● **Your goal**
Locate the string "this" in the listing below. Copy every line where it is found.

● **Task material**
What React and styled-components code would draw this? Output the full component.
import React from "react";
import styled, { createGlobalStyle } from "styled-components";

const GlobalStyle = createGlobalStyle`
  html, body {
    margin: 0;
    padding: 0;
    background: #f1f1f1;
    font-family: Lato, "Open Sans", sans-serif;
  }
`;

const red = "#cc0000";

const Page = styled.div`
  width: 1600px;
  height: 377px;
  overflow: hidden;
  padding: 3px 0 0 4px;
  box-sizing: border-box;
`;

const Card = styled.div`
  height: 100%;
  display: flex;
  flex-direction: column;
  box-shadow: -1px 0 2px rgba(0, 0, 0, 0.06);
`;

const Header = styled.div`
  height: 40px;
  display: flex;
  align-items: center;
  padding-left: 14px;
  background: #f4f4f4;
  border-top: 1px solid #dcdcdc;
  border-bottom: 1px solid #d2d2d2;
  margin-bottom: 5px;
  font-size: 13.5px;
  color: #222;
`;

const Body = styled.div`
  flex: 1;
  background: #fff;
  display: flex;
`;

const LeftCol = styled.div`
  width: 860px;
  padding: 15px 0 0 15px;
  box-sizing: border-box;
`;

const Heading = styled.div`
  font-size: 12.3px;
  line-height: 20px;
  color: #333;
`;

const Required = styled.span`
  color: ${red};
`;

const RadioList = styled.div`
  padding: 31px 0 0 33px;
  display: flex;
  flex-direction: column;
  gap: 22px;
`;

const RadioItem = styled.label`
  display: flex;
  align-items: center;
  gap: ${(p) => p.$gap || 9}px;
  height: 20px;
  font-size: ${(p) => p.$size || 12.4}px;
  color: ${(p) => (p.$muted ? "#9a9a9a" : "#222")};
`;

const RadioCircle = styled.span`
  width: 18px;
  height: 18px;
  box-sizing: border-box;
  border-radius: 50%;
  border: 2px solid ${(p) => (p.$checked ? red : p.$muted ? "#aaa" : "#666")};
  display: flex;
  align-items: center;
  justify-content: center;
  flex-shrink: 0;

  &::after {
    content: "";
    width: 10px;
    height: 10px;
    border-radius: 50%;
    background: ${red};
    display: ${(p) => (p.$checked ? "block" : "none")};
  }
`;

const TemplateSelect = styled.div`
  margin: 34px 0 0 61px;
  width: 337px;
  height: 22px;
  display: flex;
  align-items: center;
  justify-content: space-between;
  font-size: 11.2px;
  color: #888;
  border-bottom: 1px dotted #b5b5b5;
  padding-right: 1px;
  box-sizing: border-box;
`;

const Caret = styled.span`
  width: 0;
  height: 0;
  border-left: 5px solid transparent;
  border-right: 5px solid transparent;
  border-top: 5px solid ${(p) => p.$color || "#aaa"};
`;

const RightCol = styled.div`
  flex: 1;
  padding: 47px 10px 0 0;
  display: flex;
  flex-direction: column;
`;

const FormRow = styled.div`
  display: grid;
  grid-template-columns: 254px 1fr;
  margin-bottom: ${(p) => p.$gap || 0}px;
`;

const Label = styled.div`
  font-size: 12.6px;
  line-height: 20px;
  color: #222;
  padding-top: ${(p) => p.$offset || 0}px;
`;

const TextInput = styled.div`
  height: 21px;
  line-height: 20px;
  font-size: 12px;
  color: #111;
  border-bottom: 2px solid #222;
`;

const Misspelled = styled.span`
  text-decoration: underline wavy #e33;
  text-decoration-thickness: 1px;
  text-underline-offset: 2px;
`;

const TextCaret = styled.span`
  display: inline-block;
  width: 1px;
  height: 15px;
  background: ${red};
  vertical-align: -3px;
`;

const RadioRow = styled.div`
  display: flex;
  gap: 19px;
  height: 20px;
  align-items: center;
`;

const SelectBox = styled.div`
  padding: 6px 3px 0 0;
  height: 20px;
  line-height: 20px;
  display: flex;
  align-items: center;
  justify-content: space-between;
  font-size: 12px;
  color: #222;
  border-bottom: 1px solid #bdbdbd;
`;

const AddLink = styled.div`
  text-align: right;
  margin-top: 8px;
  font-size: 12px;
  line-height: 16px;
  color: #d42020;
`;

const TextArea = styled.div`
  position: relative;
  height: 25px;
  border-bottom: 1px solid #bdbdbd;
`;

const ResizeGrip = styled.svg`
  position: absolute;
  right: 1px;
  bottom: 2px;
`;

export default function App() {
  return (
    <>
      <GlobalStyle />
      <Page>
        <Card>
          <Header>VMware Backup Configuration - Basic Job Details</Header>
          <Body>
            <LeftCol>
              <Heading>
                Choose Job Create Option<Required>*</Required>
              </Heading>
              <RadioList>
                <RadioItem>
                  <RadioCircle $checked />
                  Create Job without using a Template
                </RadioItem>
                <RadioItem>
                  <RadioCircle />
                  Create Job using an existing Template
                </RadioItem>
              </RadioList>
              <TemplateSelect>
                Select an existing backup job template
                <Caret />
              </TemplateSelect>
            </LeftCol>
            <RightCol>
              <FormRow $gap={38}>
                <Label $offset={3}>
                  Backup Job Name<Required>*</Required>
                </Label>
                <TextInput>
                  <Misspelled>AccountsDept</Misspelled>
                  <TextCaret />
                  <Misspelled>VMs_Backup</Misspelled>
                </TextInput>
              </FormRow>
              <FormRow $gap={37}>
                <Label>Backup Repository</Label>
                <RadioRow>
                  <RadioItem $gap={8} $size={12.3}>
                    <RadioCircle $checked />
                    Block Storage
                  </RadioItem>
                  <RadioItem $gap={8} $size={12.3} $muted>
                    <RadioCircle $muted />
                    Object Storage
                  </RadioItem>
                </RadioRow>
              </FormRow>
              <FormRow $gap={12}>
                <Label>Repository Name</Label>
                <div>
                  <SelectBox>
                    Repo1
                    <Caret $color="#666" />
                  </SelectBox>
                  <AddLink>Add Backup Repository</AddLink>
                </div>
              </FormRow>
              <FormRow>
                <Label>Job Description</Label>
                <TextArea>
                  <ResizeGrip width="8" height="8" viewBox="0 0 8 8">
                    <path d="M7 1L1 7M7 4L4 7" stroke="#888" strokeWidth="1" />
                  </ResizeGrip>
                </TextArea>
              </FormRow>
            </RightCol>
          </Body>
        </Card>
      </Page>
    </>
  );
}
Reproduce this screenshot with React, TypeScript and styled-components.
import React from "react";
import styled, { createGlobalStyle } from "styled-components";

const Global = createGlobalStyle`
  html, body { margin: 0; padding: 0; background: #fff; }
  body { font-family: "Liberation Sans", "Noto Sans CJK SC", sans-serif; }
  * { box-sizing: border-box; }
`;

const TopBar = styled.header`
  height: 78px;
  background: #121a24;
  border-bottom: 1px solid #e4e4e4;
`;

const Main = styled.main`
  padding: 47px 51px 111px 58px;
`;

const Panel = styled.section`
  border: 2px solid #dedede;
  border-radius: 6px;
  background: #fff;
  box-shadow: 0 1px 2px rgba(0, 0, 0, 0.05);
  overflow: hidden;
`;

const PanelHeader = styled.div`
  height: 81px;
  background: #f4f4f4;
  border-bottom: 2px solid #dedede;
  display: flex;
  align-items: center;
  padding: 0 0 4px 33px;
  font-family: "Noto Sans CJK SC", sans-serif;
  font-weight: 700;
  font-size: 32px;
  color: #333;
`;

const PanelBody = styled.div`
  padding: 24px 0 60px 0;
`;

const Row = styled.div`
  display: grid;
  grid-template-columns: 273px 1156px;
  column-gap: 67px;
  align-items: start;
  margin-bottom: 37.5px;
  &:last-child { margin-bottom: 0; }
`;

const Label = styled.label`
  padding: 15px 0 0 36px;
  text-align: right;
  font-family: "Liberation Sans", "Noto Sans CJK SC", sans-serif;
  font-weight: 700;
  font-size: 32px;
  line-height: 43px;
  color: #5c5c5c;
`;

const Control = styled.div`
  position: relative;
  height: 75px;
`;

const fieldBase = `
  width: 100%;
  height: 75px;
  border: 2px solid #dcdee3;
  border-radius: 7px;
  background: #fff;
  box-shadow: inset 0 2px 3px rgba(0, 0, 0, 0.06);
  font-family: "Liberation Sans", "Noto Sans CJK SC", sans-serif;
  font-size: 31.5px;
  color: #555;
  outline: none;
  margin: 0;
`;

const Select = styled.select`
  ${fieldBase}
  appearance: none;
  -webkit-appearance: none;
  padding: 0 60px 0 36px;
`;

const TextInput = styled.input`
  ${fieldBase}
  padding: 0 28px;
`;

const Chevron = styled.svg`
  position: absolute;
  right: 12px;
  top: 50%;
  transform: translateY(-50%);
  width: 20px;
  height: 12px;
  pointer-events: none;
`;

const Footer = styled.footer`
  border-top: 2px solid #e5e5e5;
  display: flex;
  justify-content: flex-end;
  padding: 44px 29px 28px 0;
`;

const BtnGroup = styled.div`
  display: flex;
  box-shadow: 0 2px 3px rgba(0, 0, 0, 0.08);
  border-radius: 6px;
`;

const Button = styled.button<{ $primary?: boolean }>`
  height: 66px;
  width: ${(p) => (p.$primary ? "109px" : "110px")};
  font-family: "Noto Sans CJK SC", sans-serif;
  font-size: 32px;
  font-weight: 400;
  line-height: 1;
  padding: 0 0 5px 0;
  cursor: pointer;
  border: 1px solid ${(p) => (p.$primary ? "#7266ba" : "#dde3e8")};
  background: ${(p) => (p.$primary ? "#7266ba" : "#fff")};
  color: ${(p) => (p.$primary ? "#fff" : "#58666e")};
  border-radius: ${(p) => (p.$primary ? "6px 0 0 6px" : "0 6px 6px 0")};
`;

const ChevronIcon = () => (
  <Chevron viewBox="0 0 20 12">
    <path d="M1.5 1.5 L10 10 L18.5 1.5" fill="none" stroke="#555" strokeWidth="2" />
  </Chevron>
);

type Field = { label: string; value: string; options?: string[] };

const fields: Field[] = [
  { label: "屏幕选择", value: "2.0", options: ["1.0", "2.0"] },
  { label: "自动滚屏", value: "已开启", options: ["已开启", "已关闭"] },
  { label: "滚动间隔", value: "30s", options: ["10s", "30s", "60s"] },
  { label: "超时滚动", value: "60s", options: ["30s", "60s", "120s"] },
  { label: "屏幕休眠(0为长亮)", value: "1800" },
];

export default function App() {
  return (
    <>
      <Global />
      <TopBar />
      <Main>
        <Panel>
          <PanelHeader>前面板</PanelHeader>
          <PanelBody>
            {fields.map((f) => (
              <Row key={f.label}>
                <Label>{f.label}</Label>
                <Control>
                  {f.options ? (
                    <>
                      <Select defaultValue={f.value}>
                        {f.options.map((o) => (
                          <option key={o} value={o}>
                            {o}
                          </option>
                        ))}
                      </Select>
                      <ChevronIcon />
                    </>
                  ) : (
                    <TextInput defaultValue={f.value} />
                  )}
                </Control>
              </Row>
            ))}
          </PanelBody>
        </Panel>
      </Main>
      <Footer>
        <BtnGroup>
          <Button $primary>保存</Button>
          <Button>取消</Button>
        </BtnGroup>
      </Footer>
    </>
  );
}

● **Exercise result**
What React and styled-components code would draw this? Output the full component.
Reproduce this screenshot with React, TypeScript and styled-components.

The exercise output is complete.